Choose a dataset that is of interest to you, hopefully one where you have a reasonable idea of the meaning of the features used to describe the data. You will need to reformulate your dataset to meet the following specifications:

Take a "real-world" dataset where the function being learned isn't "obvious" (i.e. data that can not easily be classified into the appropriate class or category without any error.)
The function being learned should be binary-valued. It is OK to choose a multi-valued task, but you'll then have to decide how to reformulate it into two categories.
Your dataset should have approximately 500 examples for category A and 500 for category B (i.e., you should have about 1000 training examples; randomly delete examples if the dataset you choose has more than 1000).
The dataset you choose should contain at least three numeric-valued features and at least three discrete-valued features. If necessary, convert some numeric features into discrete features (e.g., a numeric size value into one of {small, medium, large}); do not worry too much just where to make the "cut points."
Any other features you include should have discrete or continuous values, for example, any of the following types: boolean (binary values, such as yes/no or 0/1), nominal (the possible values of the feature have no relationship among them, e.g. color={black, white, purple}), or ordered (the possible values of the feature are totally ordered, e.g. size={small, medium, large} in the discrete case or salary=[0..1000000] in the continuous case).
For your discrete features, aim to have no more than a dozen possible values. For example, instead of using the names of the 50 US states as the value for, say, birthplace, use something like {Northeast, MidAtlantic, South, Midwest, MountainWest, Pacific, AlaskaAndHawaii}.
You should delete all examples containing "missing" feature values (you should have 1000 examples after discarding examples with missing values). If after deleting you no longer have 1000 examples, then quasi-randomly replace some of the missing values - see the TA or me if you need to do this.
You should use the UC-Irvine data-file format for your CS 760 dataset, which describes each example as a comma-separated list of feature values, whose ordering matches that in the *.names file described below. We'll be creating our own datasets for use during grading subsequent homeworks, and your code should be able to read any data file formatted in the UC-Irvine format. (Be sure your code allows any type of white space between the values of the example's features. Also allow the Java "//" type of comments, but you needn't worry about in-line, ie "/* */" comments.)
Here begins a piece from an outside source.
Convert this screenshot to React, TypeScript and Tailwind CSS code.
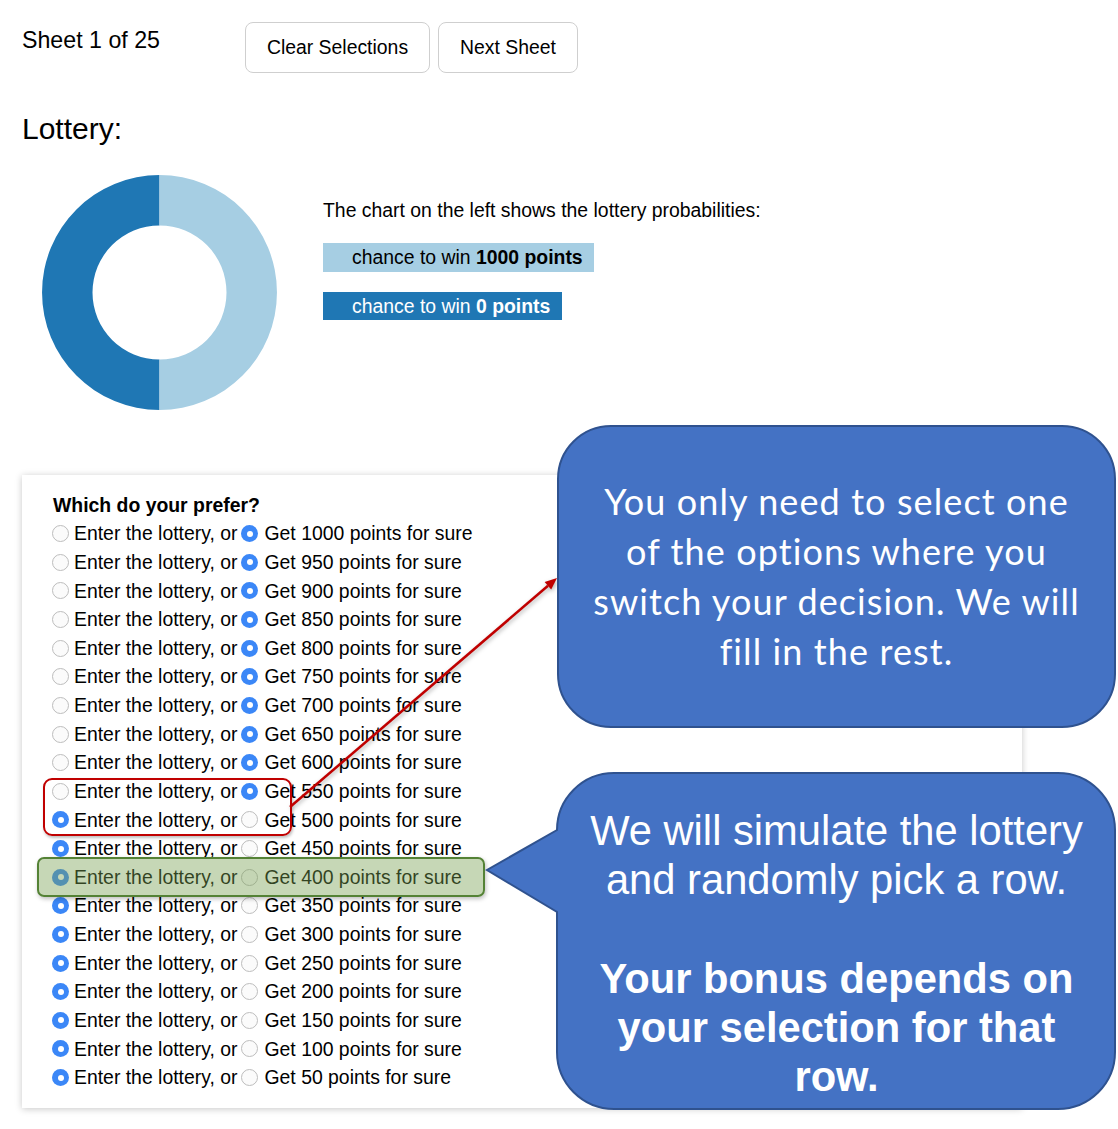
import React from "react";

const Radio = ({ on }: { on: boolean }) =>
  on ? (
    <span className="block w-[17px] h-[17px] rounded-full bg-[#3b87f7] flex items-center justify-center shrink-0">
      <span className="block w-[6px] h-[6px] rounded-full bg-white" />
    </span>
  ) : (
    <span className="block w-[17px] h-[17px] rounded-full border border-[#bdbdbd] bg-[#fbfbfb] shrink-0" />
  );

const values = [1000, 950, 900, 850, 800, 750, 700, 650, 600, 550, 500, 450, 400, 350, 300, 250, 200, 150, 100, 50];

function Donut() {
  const cx = 117.5;
  const cy = 117.5;
  const R = 117.5;
  const r = 67;
  const right = `M ${cx} ${cy - R} A ${R} ${R} 0 0 1 ${cx} ${cy + R} L ${cx} ${cy + r} A ${r} ${r} 0 0 0 ${cx} ${cy - r} Z`;
  const left = `M ${cx} ${cy - R} A ${R} ${R} 0 0 0 ${cx} ${cy + R} L ${cx} ${cy + r} A ${r} ${r} 0 0 1 ${cx} ${cy - r} Z`;
  return (
    <svg width="235" height="235" viewBox="0 0 235 235" className="shrink-0">
      <path d={left} fill="#1f77b4" />
      <path d={right} fill="#a6cee3" />
    </svg>
  );
}

export default function App() {
  return (
    <div
      className="relative w-[1118px] h-[1129px] overflow-hidden bg-white text-black text-[19.4px]"
      style={{ fontFamily: '"Liberation Sans", Arial, sans-serif' }}
    >
      {/* Header */}
      <div className="flex items-start pt-[22px] pl-[22px]">
        <div className="w-[223px] mt-[5px] text-[23.2px] leading-[27px]">Sheet 1 of 25</div>
        <div className="flex gap-[8px]">
          <button className="h-[51px] w-[185px] rounded-[8px] border border-[#cfcfcf] bg-white flex items-center justify-center">
            Clear Selections
          </button>
          <button className="h-[51px] w-[140px] rounded-[8px] border border-[#cfcfcf] bg-white flex items-center justify-center">
            Next Sheet
          </button>
        </div>
      </div>

      {/* Lottery title */}
      <div className="ml-[22px] mt-[38px] text-[30px] leading-[36px]">Lottery:</div>

      {/* Chart */}
      <div className="flex ml-[42px] mt-[28px]">
        <Donut />
        <div className="ml-[46px] pt-[24px] flex flex-col items-start">
          <div className="leading-[22px]">The chart on the left shows the lottery probabilities:</div>
          <div className="mt-[22px] h-[29px] leading-[29px] bg-[#a6cee3] pl-[29px] pr-[11px]">
            chance to win <b>1000 points</b>
          </div>
          <div className="mt-[20px] h-[28px] leading-[28px] bg-[#1f77b4] text-white pl-[29px] pr-[12px]">
            chance to win <b>0 points</b>
          </div>
        </div>
      </div>

      {/* Card */}
      <div className="ml-[22px] mt-[65px] w-[1000px] h-[633px] bg-white shadow-[0_1px_7px_rgba(0,0,0,0.22)] pt-[15.7px] pl-[30px]">
        <div className="h-[28.63px] leading-[28.63px] ml-[1px] font-bold">Which do your prefer?</div>
        {values.map((v) => (
          <div key={v} className="flex items-center h-[28.63px] leading-[28.63px] whitespace-nowrap">
            <Radio on={v < 550} />
            <span className="ml-[5px]">Enter the lottery, or</span>
            <span className="ml-[4px] block">
              <Radio on={v >= 550} />
            </span>
            <span className="ml-[6px]">Get {v} points for sure</span>
          </div>
        ))}
      </div>

      {/* Red box */}
      <div className="absolute left-[43px] top-[778px] w-[249px] h-[58px] rounded-[9px] border-[2.5px] border-[#c00000] shadow-[1px_2px_3px_rgba(0,0,0,0.25)]" />

      {/* Green box */}
      <div className="absolute left-[37px] top-[857px] w-[448px] h-[40px] rounded-[7px] border-2 border-[#548235] bg-[rgba(120,160,80,0.42)] shadow-[1px_2px_4px_rgba(0,0,0,0.25)]" />

      {/* Arrow */}
      <svg
        className="absolute left-0 top-0 pointer-events-none drop-shadow-[1px_2px_2px_rgba(0,0,0,0.3)]"
        width="1118"
        height="1129"
        viewBox="0 0 1118 1129"
      >
        <line x1="290" y1="807" x2="548" y2="585.8" stroke="#c00000" strokeWidth="2.5" />
        <polygon points="557,578 551.2,589.6 544.6,582" fill="#c00000" />
      </svg>

      {/* Callout 1 */}
      <div className="absolute left-[557px] top-[425px] w-[559px] h-[303px] rounded-[54px] bg-[#4472c4] border-2 border-[#2f528f]" />
      <div
        className="absolute left-[557px] top-[476px] w-[559px] text-center text-white text-[36px] tracking-[1.1px] leading-[50px]"
        style={{ fontFamily: 'Lato, "Open Sans", sans-serif' }}
      >
        You only need to select one
        <br />
        of the options where you
        <br />
        switch your decision. We will
        <br />
        fill in the rest.
      </div>

      {/* Callout 2 */}
      <svg className="absolute left-0 top-0 pointer-events-none" width="1118" height="1129" viewBox="0 0 1118 1129">
        <path
          d="M 614 773 H 1058 A 57 57 0 0 1 1115 830 V 1052 A 57 57 0 0 1 1058 1109 H 614 A 57 57 0 0 1 557 1052 V 912 L 487 870 L 557 830 A 57 57 0 0 1 614 773 Z"
          fill="#4472c4"
          stroke="#2f528f"
          strokeWidth="2"
        />
      </svg>
      <div className="absolute left-[557px] top-[806px] w-[559px] text-center text-white text-[41.7px] leading-[49.3px]">
        We will simulate the lottery
        <br />
        and randomly pick a row.
        <br />
        <br />
        <b>Your bonus depends on</b>
        <br />
        <b>your selection for that</b>
        <br />
        <b>row.</b>
      </div>
    </div>
  );
}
Creating the Feature Names & Values File

Most of the UC-Irvine databases have a *.names file that describes the features used to represent examples. However, these "names" files aren't all formatted in the same manner, though usually the information about the features names and possible values is item #7 in these files. In CS 760 we'll need to standardize the *.names file. The format of this file should be as follows:

featureName featureType possibleValues

where

featureName is a token (i.e., a character string without quotes and internal spaces)
featureType is either discrete or continuous (for the output category, use output as the feature type)
possibleValues is a comma-separated list of tokens specifying (a) the possible values for a discrete-valued feature or (b) the minimum and maximum values for a continuous-valued feature

Java-style "//" comments can appear anywhere in the *.names file. You need not deal with "/* */" style of comments. See examples.names for an example.

Reading in Data Files

You need to write some code that reads the examples.names and examples.data files making sure your code conforms to the required format (see point #7 of Requirements and Creating the Feature Names & Values File section) specifications. Specifically, your code should contain a main function that takes two arguments:

HW0 examples.names examples.data

Notice that the names of these two files are passed in; this will allow us to use different files to test your code during grading.

Your HW0 code should read the names file (you can assume it is legally formatted), and write out (one line per feature) the name, type, and legal values for each feature in the names file. Finally, it should read the examples file, report any illegal feature values, and report how many examples are in the file for each of the two categories.

The exact format of your output is not terribly important. The main points of this exercise are to give students some "refresher" experience with Java and to make sure you can read in the data files for subsequent homeworks.

Here is a sample name (examples.names) and data (examples.data) file as well as sample code that shows how to do I/O in Java.

What to Turn In

To hand in your work, copy your dataset and "names" file, HW0.java, HW0.class and Makefile to:

~cs760-1/handin/{your login name}/HW0

using your actual CS login name in place of {your login name}. Add any comments you need to make into a file README that you should also copy into the submit directory.

Please note that you must place your dataset and "names" file as well as your *.java and *.class files in this directory in order for the TA to execute and grade your code.